Tuesday, October 07, 2008

Is It Over?

Robert Stacy McCain argues that the presidential race is over.

John McCain lost the election Sept. 24 and Barack Obama will be the next president of the United States. Nothing that is likely to happen between now and Nov. 4 can change this outcome.

Since Sept. 24, polls have increasingly pointed toward a Democratic landslide. Obama not only has an outside-the-margin advantage in nearly every national poll, but leads strongly in enough battleground states that if the election were held today, the Electoral College vote would be 353 for the Democrat, 185 for the Republican. Even Karl Rove's electoral map now shows Obama winning.

R.C. McCain blames the bailout bill. McCain took a leadership role in passing a bill that most Americans did not like. In doing so he sided with Bush and cemented the impression Obama has been trying to sell that a McCain presidency would be Bush's third term.

If this argument is true, then there is some poetic justice to McCain losing because of his economic ignorance. This is precisely why he should lose. What kind of Republican can't even muster an attack against the Democrats for causing the mortgage crisis with their social engineering of Fannie Mae and Freddie Mac? The irony is that McCain will lose because he is too much of a liberal on economics. This is a lesson Republicans would do well to learn.

But there is also an exasperating side to all this. Why should Obama benefit? Do voters think Obama understands economics any more than McCain? Don't they know that he represents more of the big government policies that created the mess we're in?

It becomes theatre of the absurd when you consider what Obama did during the bailout. He did what always does: nothing. The guy is like the Peter Sellers character in Being There.

Apparently, being the emptiest suit is the path to victory in 2008. When you take a bold stand, you can get blamed for it when things go wrong. When you do nothing and remain a "blank screen" for voters to project their ideals upon, you can ride their fantasies all the way to the White House.
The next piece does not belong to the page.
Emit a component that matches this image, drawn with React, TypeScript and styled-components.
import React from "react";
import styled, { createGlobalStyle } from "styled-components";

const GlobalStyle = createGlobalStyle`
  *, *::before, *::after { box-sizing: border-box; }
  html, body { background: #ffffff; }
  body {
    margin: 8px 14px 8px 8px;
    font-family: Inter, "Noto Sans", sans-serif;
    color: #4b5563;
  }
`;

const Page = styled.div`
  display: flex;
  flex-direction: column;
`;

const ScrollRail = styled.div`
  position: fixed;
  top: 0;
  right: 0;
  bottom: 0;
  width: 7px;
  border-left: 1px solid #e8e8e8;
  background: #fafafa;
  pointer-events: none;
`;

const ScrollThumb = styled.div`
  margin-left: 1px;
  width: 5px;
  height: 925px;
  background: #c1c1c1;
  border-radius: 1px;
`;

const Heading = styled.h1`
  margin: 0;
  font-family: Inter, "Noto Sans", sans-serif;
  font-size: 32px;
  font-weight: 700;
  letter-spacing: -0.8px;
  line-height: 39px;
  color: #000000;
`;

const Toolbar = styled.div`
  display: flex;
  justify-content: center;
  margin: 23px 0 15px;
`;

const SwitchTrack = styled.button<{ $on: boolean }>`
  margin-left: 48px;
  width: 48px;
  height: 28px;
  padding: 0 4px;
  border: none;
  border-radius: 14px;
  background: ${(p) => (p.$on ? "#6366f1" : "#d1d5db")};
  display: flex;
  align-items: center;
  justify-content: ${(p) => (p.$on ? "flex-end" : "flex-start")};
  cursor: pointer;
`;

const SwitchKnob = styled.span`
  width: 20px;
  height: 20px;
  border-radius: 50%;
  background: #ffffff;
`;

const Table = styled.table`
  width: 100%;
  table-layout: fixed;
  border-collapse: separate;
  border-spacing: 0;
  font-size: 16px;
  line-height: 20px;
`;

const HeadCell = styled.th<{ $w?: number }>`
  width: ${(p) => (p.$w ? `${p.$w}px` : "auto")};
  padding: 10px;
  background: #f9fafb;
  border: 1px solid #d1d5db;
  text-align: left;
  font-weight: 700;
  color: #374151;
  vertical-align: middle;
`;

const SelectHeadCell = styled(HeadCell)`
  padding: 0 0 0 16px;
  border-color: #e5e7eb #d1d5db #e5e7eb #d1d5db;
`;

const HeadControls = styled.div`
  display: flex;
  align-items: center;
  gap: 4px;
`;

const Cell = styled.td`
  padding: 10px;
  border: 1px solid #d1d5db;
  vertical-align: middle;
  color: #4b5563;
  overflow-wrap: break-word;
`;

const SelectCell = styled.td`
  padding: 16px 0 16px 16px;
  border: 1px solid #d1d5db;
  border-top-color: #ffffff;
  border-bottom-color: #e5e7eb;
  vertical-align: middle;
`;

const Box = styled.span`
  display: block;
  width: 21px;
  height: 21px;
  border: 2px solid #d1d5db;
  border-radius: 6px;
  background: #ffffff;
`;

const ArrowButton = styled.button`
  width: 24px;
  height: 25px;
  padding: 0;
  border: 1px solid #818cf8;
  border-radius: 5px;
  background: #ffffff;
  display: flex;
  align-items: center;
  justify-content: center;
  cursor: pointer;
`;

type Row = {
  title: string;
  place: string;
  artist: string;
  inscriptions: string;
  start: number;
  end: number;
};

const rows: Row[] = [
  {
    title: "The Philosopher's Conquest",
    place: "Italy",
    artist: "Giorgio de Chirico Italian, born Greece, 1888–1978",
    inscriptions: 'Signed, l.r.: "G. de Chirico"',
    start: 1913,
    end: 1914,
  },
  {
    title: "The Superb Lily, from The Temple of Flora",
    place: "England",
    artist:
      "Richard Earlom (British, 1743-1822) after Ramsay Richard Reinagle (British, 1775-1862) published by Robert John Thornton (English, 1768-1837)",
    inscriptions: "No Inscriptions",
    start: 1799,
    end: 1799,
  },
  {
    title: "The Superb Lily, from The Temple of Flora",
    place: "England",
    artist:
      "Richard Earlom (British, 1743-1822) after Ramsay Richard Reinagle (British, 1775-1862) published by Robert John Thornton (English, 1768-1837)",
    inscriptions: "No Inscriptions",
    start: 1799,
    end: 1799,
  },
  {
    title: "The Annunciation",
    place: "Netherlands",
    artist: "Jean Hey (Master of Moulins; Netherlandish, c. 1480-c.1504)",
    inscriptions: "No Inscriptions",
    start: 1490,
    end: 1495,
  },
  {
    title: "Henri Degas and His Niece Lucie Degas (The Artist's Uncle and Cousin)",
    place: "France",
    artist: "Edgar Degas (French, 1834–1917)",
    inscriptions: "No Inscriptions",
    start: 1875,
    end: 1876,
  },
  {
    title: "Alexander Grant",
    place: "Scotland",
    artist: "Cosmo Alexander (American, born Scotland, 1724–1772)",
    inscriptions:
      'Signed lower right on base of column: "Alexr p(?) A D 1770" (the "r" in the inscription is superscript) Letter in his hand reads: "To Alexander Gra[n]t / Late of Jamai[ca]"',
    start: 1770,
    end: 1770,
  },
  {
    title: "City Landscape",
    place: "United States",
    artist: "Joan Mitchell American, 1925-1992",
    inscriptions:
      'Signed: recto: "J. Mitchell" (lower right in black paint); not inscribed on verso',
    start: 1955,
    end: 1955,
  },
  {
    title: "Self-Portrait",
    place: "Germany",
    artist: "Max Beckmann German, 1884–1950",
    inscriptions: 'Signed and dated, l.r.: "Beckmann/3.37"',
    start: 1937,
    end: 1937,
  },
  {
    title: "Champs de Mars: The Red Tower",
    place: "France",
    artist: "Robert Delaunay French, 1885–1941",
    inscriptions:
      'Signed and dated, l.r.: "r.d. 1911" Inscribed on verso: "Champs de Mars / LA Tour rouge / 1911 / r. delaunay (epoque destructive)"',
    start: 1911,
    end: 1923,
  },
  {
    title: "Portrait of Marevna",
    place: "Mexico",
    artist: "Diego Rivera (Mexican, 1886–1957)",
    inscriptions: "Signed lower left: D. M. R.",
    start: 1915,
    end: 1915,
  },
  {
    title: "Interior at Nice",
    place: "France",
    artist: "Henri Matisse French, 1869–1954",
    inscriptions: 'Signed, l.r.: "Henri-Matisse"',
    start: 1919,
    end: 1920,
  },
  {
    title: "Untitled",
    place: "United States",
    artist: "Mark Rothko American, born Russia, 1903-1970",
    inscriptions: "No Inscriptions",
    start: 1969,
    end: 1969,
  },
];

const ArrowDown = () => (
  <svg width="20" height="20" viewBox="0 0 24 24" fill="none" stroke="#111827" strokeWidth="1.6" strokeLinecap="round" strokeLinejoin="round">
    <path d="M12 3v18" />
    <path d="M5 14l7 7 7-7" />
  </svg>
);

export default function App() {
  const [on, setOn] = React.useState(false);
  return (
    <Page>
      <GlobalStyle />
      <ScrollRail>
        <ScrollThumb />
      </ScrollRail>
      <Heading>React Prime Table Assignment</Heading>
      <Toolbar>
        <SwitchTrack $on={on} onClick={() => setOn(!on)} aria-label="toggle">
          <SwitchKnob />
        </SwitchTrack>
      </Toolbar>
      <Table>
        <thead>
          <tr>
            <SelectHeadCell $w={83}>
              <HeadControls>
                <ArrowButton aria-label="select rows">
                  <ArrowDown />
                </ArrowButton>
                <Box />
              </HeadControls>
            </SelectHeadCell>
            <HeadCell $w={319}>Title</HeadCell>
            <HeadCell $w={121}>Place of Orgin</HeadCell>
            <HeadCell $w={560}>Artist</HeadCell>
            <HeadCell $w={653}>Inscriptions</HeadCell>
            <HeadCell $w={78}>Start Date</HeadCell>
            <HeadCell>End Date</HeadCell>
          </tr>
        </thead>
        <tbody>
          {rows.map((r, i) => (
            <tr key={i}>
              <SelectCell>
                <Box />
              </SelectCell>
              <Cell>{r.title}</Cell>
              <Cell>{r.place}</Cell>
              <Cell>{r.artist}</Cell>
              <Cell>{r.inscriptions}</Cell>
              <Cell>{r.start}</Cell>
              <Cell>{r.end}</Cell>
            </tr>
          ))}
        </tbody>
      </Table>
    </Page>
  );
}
I am worried most right now about Obama's coattails. More important than the presidential vote this year is the Senate and House vote. We must elect Republicans in the legislative branch to oppose Obama. If Obama gets 60 Democrats in the Senate and more Democrats in the House, and the MSM inform us that the age of Reagan is over and that Obama has a mandate for socialism... watch out. I would say the sky's the limit for Obama, but he will be taking us down, not up. Hell's the limit.

UPDATE: I see that yesterday McCain did begin attacking Obama about the mortgage crisis. It's a good line of attack, if it does come a week late. By the way, with all the crazy twists and surprises we've seen this election year, it might be too soon to call this race over.

5 comments:

IchorFigure said...

Precisely, the Republicans will just have to learn from this or continue to fail. You don't run a successful campaign by just echoing the Democrats and effectively being Democratic party #2+Jesus. Their traditional claim to being small government is such a superficial joke no one should fall for it anymore. Republicans now are too spineless and empty to even know how to take advantage of this financial mess. If they had any virtues worth voting for they could turn this crisis into an enormous opportunity, and instead they chastise lack of regulation and greed. They have betrayed everything they project to stand for, and they deserve to lose.

Kyle Haight said...

No lie.

I was arguing months ago that Obama was going to stomp McCain into a bloody mush, and I still think he will.

What we should be preparing to do is engage in the post-election recriminations that will be going down on the right, identifying the GOP's abandonment of freedom and limited government as the cause of their fall from power.

Andrew Dalton said...

Yes, I will be voting GOP for House and Senate. It's a slim chance here in California, but maybe less so than usual due to anger over the bailout bill.

I will not be voting for president this year. California will go to Obama anyway, so there's no use agonizing over the lesser of two awful, awful candidates. I am hoping (weakly) for an Obama win, however.

Jim May said...

I'm still waiting for the "October Surprise" myself, though if it's the Democrats who have it lined up, they probably won't deploy it until very close to the election in order to pad their lead.

Paul Hsieh said...

Kyle Haight is completely right.

When the Republicans lose (as they should), then they need to be told repeatedly that they lost because they were *too religious*.

Yes, they'll also be told by others that they lost because they were *not religious enough*. And if those are the only voices the Republicans hear, then we'll see more Huckabee-type Republicans in the future, not fewer.

I don't want to see Republicans continuing to outcompete each other in who can be more religious. Instead, I'd rather see them attempting to outcompete each other in seeing who can be pushing for more limited government. I don't expect them to be perfect, but I'd rather see them moving in the right (rather than the wrong) direction.

Hence here in Colorado, there have been several us who have warned our local and state Republican Party officials *before* the election that they are alienating secular voters. We will also be telling them the same thing after the election.

Here are a few examples of what we've written:

http://www.seculargovernment.us/blog/2008/07/gop-platform.shtml

http://www.seculargovernment.us/blog/2008/07/correspondence-with-local-republicans.shtml

If we want the Republicans to learn the right lesson, then we have to be willing to tell them what that lesson should be.